For whatever reason, I prefer to read history books in hard copy, but to devour fiction on my iPad. That iPad you see here is loaded with mysteries that I read at night (as if all the historical trauma I read about during the day is not enough). It also holds Toni Morrison's novels, which I plan to reread this summer. For several years now, I’ve been running the Princeton and Slavery Project, an investigation of the historical connections between our university and the American institution of slavery. To acknowledge the many ways we have to imagine the past, we're combining conventional historical approaches to the story with more creative ones. We're especially pleased that Morrison will be the keynote speaker at our big public symposium Nov. 17-18. Who better to address the ways that fiction can help us better understand historical events?
Susan Wolfson
What are we looking at?
This is not my "working library," which is at home, but rather my spillover and teaching-resource library, as well as a store of books to give to interested students (which I do a lot with duplicates). The books in my office in McCosh Hall are ones that I bring to class (especially the editions of Blake's illustrated poetry, from the Princeton University Press series), along with the framed portraits of the writers, not only to give an image but also an opportunity to discuss the styling of portraits, the image projected (and the one not projected).
My office library is living and mobile, changing from year to year as books arrive or depart, although some of these books are my historical artifacts, books I had as a graduate student, or from my first years of teaching. Also on these shelves are duplicates of books I've written, critical monographs, edited collections, edited anthologies, scholarly editions — so it's a display of what I do, too, and a way to show students about the life of a scholar, teacher, writer, editor, and the fertile interaction of these activities.

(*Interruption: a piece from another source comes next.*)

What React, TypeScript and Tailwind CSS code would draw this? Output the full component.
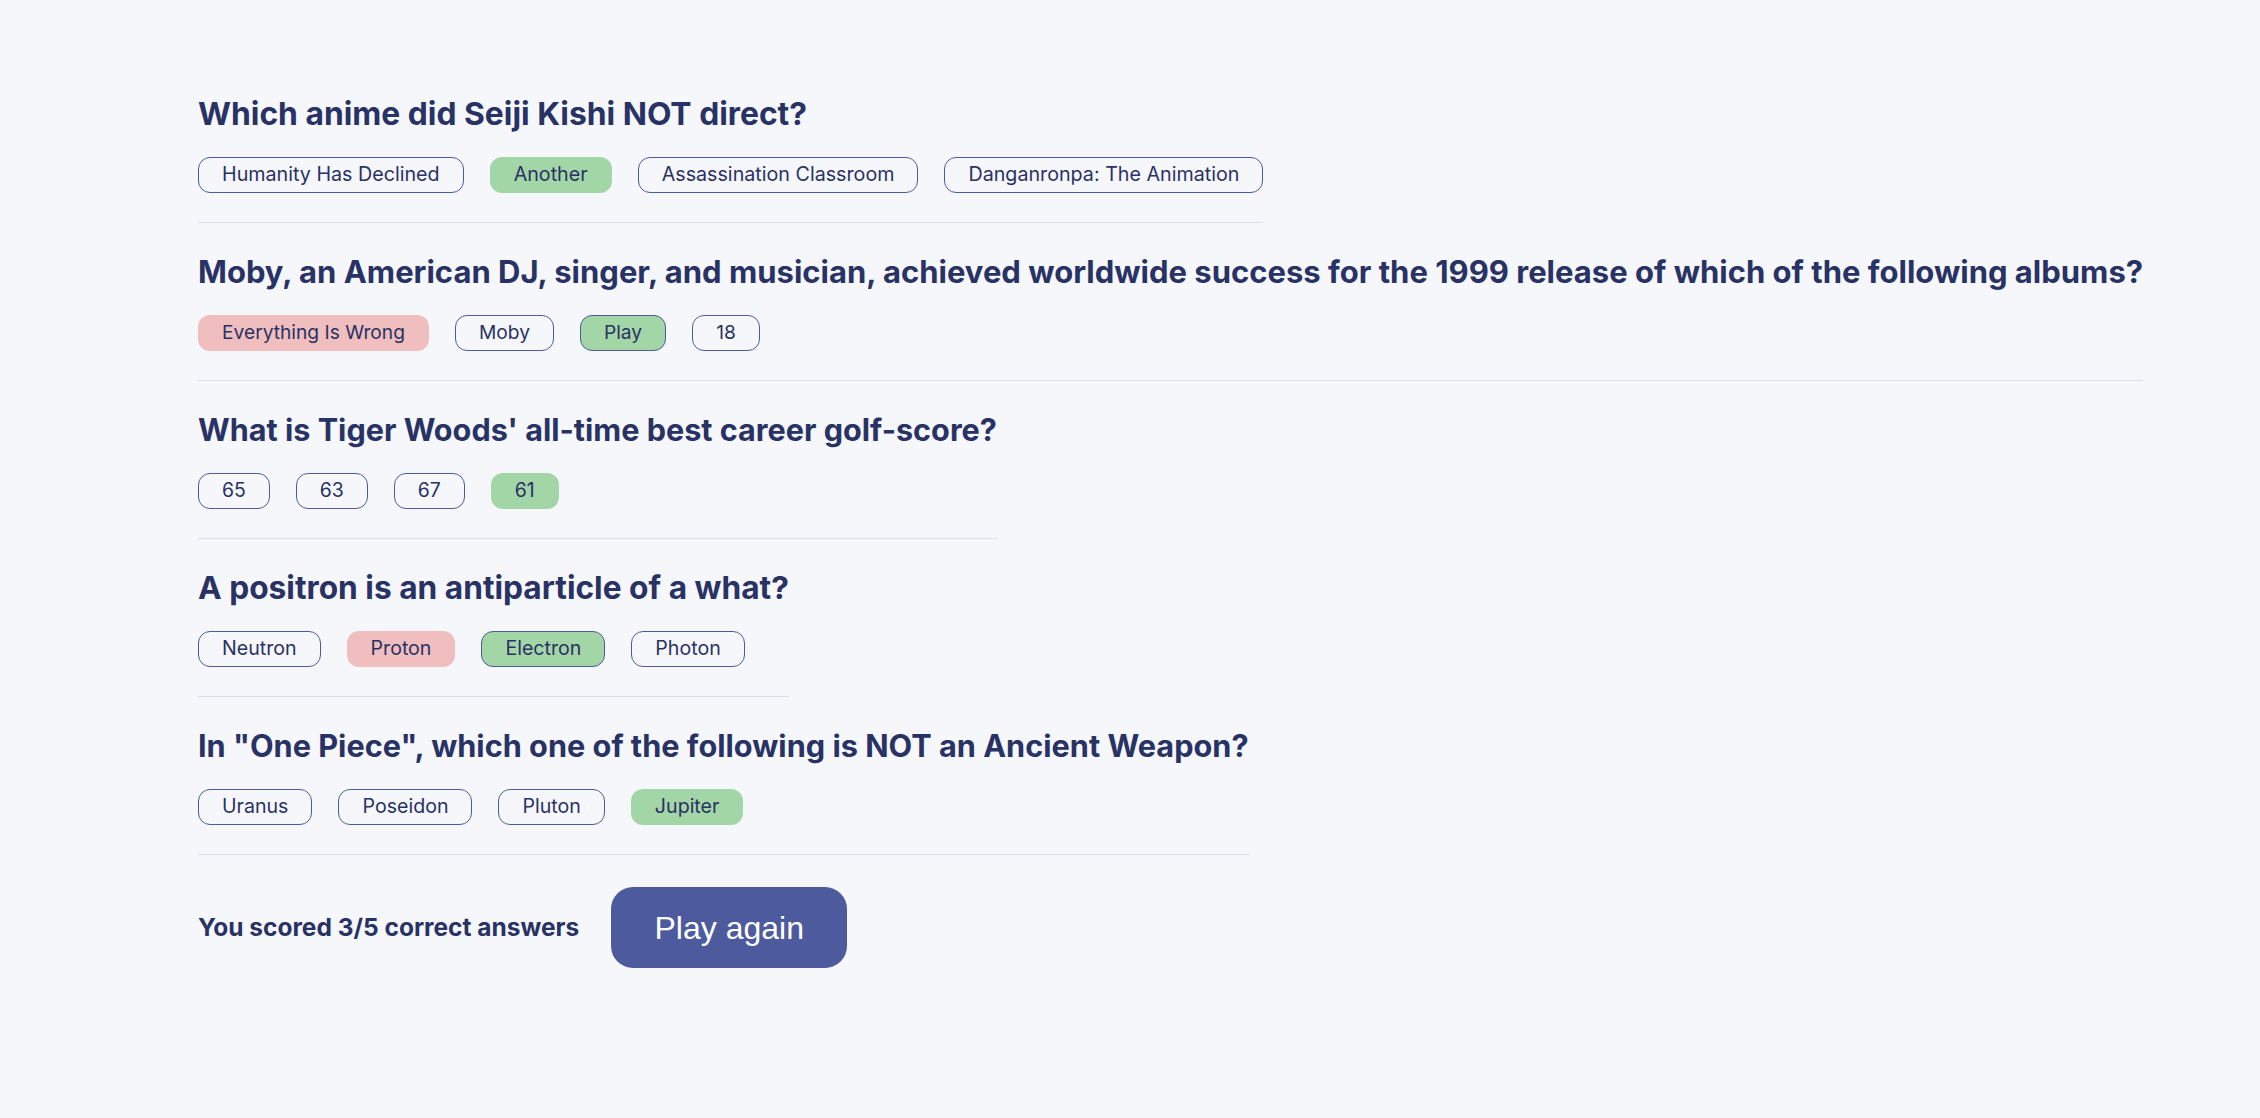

What's on your summer reading list?
This summer I'm finishing my latest critical monograph, "Romantic Shades and Shadows," about spectral imagination and its effects of reading and writing, and so I am reading and writing for that project. In between I'm reading Al Franken's "Giant of the Senate" and, sadly, "Shattered: Inside Hillary Clinton's Doomed Campaign" by Amie Parnes and Jonathan Allen. And just to get away from my political despair, I've got the recent book by Michael Wood [the Charles Barnwell Straut Class of 1923 Professor of English and Comparative Literature, Emeritus]. This is a superb little gem, "William Empson," about one of the 20th century's quirkiest, most incisive, most surprising readers of literature — Michael shares this spirit, and so there is a double pleasure.